— start —
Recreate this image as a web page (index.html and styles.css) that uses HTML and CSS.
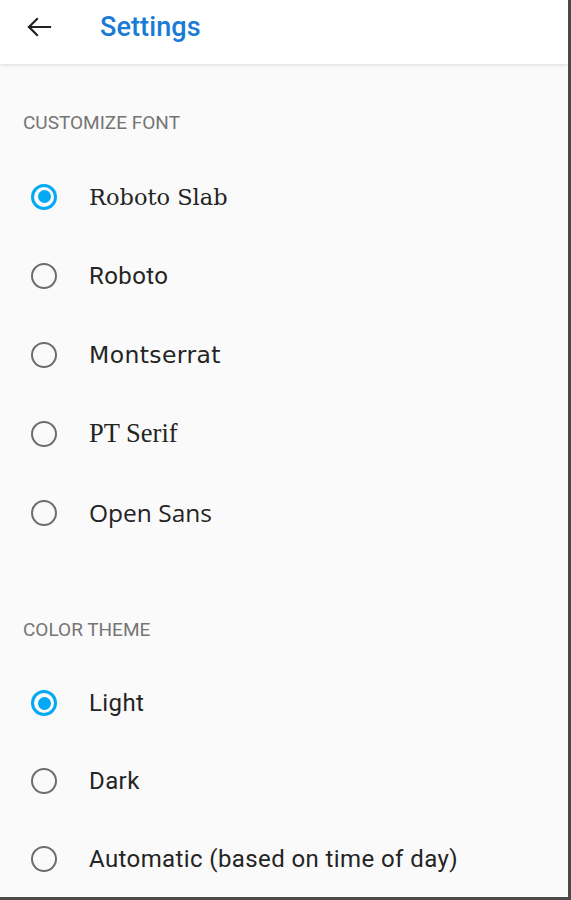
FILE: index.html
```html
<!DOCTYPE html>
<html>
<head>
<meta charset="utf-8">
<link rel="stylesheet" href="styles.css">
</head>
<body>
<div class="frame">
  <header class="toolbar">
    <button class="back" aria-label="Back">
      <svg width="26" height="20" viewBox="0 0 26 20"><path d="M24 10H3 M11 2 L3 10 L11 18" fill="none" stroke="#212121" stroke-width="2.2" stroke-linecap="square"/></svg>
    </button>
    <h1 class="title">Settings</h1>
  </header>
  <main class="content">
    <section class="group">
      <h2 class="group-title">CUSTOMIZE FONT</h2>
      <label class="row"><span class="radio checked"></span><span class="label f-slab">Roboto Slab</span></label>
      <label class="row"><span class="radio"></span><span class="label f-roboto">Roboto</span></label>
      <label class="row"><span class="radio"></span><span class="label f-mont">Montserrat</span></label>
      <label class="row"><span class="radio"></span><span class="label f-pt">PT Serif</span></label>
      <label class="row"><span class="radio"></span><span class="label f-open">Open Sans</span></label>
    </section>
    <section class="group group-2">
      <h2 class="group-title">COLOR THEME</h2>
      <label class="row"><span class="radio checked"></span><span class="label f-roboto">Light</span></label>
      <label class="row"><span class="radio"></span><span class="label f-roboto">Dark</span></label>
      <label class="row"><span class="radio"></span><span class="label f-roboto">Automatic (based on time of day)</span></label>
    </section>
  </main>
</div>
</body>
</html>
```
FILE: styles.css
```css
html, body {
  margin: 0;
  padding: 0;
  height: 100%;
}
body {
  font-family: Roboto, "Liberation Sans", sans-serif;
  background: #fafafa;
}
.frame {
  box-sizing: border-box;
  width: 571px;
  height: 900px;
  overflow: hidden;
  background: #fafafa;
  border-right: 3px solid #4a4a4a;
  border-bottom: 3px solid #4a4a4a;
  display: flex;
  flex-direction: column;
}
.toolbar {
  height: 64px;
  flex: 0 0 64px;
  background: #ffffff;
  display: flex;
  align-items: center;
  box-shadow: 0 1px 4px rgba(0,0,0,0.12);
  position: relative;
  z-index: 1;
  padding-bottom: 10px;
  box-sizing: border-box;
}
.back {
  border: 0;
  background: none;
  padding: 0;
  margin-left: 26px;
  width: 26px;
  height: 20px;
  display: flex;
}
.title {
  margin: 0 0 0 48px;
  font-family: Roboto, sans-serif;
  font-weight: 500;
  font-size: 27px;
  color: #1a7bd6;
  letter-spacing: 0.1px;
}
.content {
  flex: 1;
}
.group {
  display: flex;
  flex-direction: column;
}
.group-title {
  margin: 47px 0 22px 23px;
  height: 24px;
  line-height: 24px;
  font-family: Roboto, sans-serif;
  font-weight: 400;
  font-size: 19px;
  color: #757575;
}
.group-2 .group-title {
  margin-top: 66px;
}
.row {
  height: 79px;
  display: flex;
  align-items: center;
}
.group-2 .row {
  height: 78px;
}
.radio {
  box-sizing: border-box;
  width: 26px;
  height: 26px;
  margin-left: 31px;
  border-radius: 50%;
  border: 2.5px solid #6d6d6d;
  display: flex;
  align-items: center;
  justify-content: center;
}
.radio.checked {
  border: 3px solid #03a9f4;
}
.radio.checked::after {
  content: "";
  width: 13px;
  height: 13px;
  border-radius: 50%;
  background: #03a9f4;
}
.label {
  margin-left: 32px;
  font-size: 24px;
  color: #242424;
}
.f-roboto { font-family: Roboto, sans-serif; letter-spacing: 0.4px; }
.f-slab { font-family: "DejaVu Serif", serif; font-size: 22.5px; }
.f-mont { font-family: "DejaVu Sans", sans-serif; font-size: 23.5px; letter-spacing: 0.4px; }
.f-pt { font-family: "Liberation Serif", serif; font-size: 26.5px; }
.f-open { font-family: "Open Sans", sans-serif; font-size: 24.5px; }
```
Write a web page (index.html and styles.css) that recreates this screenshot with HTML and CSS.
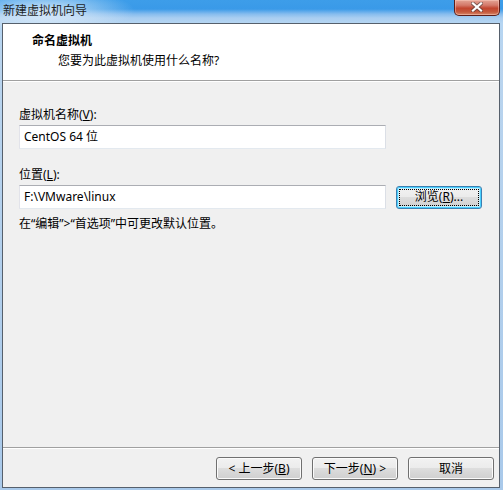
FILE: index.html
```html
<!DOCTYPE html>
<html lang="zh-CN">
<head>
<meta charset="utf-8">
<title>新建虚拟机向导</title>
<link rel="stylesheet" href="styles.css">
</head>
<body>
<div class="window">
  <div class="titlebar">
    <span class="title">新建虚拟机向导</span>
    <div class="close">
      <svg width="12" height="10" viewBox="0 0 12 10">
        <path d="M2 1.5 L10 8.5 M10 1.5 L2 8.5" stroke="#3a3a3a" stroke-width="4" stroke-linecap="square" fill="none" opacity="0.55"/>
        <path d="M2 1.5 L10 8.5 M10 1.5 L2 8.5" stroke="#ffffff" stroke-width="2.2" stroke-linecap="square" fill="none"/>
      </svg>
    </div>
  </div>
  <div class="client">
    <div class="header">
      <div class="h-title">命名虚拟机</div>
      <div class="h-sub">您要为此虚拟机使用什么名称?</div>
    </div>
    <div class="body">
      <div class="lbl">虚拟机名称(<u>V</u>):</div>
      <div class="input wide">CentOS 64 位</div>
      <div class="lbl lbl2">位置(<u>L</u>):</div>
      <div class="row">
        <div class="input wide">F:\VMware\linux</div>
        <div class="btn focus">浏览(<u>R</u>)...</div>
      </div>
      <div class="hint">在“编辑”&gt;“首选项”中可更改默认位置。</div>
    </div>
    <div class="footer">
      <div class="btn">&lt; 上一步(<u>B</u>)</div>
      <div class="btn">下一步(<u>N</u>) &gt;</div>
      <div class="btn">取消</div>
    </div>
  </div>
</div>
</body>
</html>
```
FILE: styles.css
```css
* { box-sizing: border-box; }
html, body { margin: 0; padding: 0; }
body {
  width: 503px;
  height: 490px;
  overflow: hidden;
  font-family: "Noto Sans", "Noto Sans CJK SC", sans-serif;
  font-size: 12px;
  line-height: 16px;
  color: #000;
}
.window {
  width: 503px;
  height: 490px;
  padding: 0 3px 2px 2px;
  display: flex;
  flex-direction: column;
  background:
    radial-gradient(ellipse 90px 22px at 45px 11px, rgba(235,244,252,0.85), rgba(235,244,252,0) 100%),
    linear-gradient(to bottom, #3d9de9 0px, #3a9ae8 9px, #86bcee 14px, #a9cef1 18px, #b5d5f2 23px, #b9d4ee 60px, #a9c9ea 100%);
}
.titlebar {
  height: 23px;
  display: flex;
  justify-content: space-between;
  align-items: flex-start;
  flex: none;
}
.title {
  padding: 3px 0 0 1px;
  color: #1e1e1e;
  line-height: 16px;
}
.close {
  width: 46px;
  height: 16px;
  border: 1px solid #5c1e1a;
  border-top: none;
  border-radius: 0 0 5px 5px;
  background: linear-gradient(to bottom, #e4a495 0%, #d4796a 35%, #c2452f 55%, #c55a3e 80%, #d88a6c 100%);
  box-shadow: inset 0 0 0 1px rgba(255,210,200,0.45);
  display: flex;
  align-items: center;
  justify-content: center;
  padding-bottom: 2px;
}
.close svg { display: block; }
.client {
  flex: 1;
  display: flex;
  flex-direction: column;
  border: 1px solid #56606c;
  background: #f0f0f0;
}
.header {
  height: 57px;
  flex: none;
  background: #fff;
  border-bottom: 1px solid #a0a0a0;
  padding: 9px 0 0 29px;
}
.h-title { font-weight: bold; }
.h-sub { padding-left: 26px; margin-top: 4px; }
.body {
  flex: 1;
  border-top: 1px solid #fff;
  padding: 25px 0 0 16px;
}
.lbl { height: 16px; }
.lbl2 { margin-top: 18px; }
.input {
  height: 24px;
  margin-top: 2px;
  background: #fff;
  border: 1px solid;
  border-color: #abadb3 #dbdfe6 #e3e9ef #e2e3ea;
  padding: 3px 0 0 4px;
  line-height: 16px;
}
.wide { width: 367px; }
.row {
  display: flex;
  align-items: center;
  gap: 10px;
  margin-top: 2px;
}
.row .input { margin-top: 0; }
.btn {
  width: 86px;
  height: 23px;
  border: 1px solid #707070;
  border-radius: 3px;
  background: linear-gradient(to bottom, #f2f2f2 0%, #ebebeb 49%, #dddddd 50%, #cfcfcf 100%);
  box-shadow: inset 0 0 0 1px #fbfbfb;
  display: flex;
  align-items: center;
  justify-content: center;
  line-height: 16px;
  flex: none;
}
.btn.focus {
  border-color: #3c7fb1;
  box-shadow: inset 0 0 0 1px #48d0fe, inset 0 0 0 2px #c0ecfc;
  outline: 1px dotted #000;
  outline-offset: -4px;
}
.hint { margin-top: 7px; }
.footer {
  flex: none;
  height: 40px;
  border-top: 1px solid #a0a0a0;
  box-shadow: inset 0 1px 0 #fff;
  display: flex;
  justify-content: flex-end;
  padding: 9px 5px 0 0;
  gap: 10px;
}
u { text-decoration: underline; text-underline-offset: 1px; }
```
— end —
— start —
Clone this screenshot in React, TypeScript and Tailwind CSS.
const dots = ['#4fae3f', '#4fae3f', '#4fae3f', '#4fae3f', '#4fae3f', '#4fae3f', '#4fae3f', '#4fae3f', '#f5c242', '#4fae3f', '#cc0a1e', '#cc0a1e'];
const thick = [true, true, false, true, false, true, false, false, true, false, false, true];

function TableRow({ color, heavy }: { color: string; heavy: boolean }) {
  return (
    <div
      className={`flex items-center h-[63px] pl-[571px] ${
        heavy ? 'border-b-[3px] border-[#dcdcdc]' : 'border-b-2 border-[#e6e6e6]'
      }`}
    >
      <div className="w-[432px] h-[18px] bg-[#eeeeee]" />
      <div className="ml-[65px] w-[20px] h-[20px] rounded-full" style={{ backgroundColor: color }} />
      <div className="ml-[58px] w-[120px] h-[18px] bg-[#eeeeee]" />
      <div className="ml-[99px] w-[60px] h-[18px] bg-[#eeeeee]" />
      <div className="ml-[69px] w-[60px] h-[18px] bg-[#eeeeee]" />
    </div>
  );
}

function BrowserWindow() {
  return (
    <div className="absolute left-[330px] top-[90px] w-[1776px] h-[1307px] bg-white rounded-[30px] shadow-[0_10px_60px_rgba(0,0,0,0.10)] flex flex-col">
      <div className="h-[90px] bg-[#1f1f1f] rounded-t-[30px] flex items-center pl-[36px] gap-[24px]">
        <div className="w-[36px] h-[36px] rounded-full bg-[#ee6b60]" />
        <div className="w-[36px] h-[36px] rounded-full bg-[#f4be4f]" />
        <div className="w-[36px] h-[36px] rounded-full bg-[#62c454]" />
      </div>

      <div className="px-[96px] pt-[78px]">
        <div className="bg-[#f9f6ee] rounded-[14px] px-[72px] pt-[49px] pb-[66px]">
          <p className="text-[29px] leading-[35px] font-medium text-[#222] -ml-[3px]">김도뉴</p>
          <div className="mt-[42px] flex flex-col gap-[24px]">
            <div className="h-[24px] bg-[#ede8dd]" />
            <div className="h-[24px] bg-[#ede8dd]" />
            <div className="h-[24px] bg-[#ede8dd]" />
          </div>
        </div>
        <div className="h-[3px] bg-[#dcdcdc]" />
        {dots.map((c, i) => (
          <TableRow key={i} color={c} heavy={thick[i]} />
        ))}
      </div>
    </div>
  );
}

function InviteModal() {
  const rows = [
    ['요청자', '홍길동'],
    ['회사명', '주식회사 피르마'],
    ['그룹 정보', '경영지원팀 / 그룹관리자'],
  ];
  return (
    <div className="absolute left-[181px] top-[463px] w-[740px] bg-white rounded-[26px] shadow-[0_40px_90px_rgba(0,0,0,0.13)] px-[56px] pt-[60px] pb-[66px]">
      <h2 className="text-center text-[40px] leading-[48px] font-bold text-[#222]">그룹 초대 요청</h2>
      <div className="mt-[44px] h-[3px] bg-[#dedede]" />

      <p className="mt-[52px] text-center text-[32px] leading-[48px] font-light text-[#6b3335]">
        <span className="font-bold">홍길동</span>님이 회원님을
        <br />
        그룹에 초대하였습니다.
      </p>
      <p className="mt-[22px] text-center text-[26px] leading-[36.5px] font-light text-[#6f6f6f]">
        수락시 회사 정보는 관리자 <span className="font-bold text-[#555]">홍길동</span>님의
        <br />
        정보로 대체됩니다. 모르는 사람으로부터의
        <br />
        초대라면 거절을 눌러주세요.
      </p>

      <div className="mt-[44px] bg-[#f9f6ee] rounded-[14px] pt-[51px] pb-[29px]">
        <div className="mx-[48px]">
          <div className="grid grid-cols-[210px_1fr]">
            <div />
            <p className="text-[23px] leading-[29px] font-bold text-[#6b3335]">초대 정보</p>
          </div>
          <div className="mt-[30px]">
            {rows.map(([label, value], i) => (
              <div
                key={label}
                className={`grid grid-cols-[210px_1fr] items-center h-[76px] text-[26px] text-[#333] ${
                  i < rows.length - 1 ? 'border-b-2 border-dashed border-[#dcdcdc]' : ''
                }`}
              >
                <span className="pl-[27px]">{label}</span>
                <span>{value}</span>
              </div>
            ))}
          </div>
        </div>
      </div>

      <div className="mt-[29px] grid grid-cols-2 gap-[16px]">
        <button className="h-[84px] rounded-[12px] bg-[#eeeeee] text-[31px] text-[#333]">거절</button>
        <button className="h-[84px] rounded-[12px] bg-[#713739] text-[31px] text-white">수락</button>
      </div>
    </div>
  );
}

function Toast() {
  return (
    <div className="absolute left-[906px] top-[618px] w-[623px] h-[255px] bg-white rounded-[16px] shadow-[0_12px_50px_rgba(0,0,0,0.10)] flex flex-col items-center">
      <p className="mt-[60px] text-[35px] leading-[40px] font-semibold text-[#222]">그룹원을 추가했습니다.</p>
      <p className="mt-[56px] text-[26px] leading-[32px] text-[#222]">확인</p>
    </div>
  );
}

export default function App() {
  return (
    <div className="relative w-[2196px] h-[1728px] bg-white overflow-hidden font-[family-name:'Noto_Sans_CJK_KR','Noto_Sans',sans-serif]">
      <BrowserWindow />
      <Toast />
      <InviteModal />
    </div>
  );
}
— end —
— start —
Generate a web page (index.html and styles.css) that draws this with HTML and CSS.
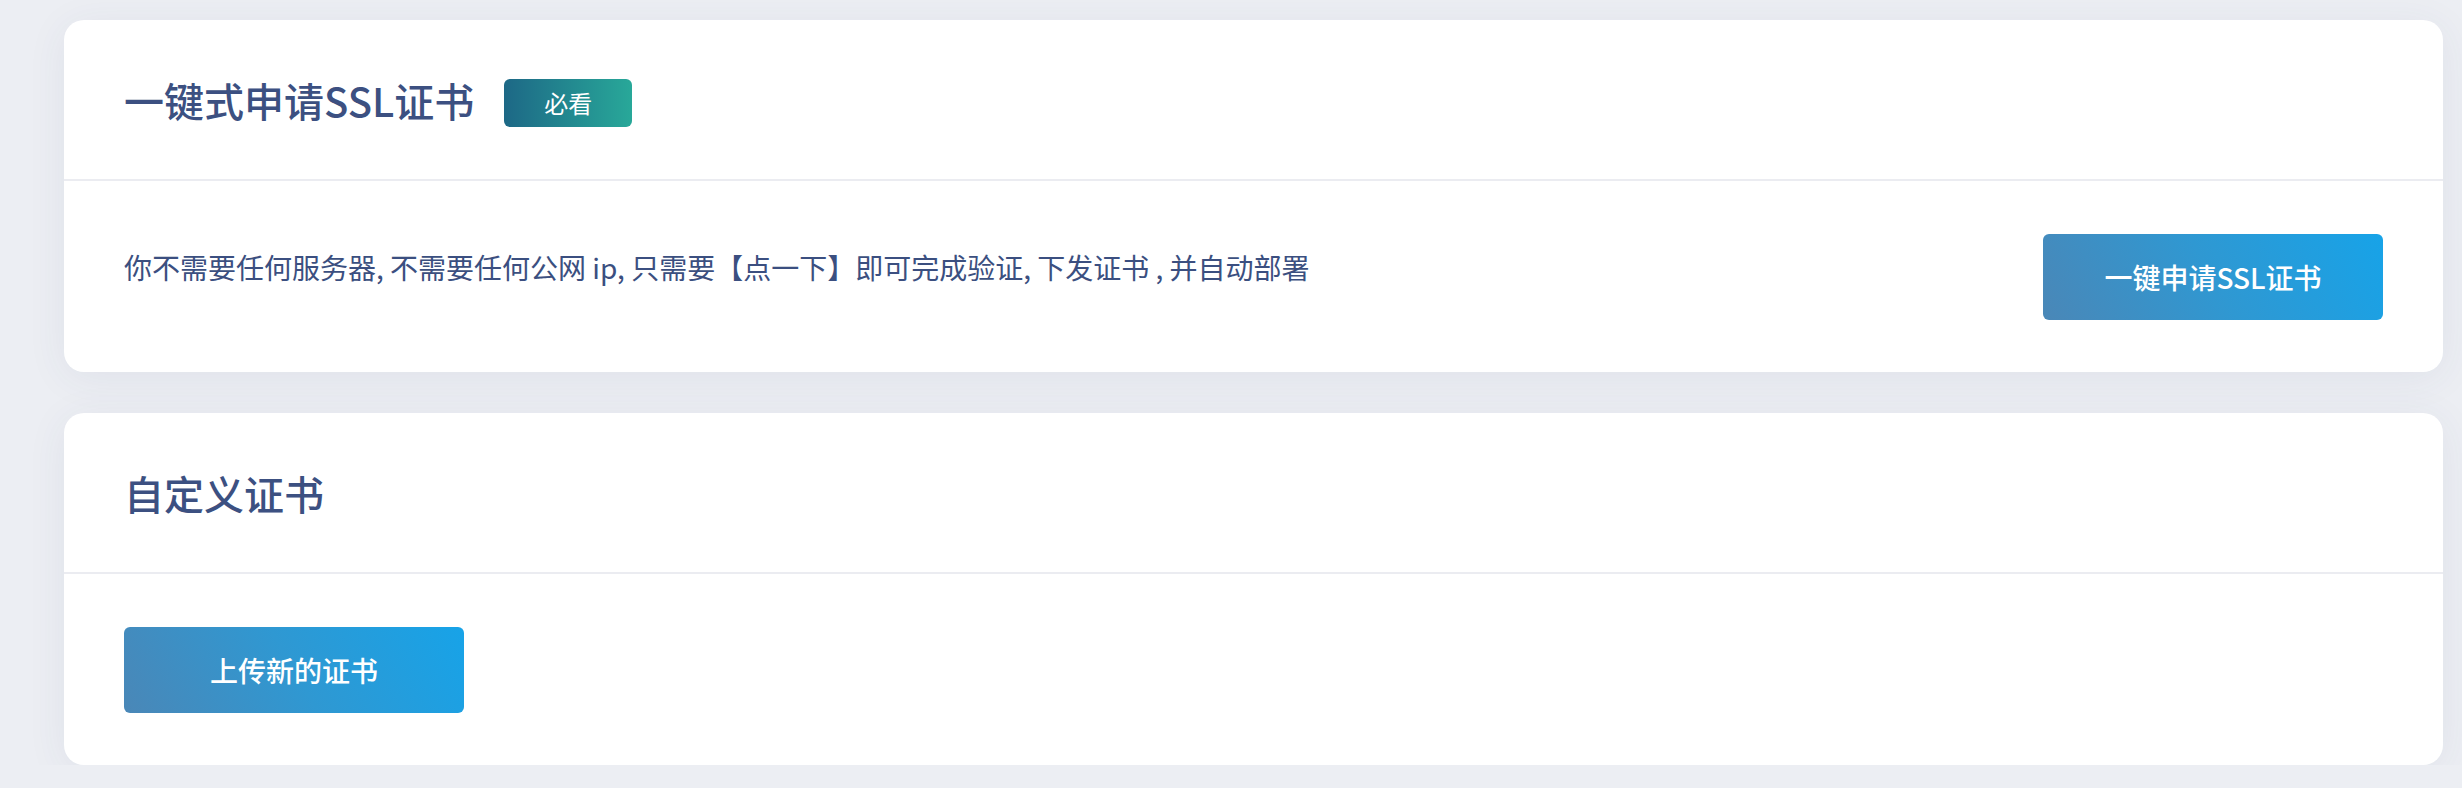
— end —
SHORT PROBLEM
Using the material above, copy every line in which the string "that" occurs.

OUTPUT FOR THIS TASK
Recreate this image as a web page (index.html and styles.css) that uses HTML and CSS.
Write a web page (index.html and styles.css) that recreates this screenshot with HTML and CSS.
Generate a web page (index.html and styles.css) that draws this with HTML and CSS.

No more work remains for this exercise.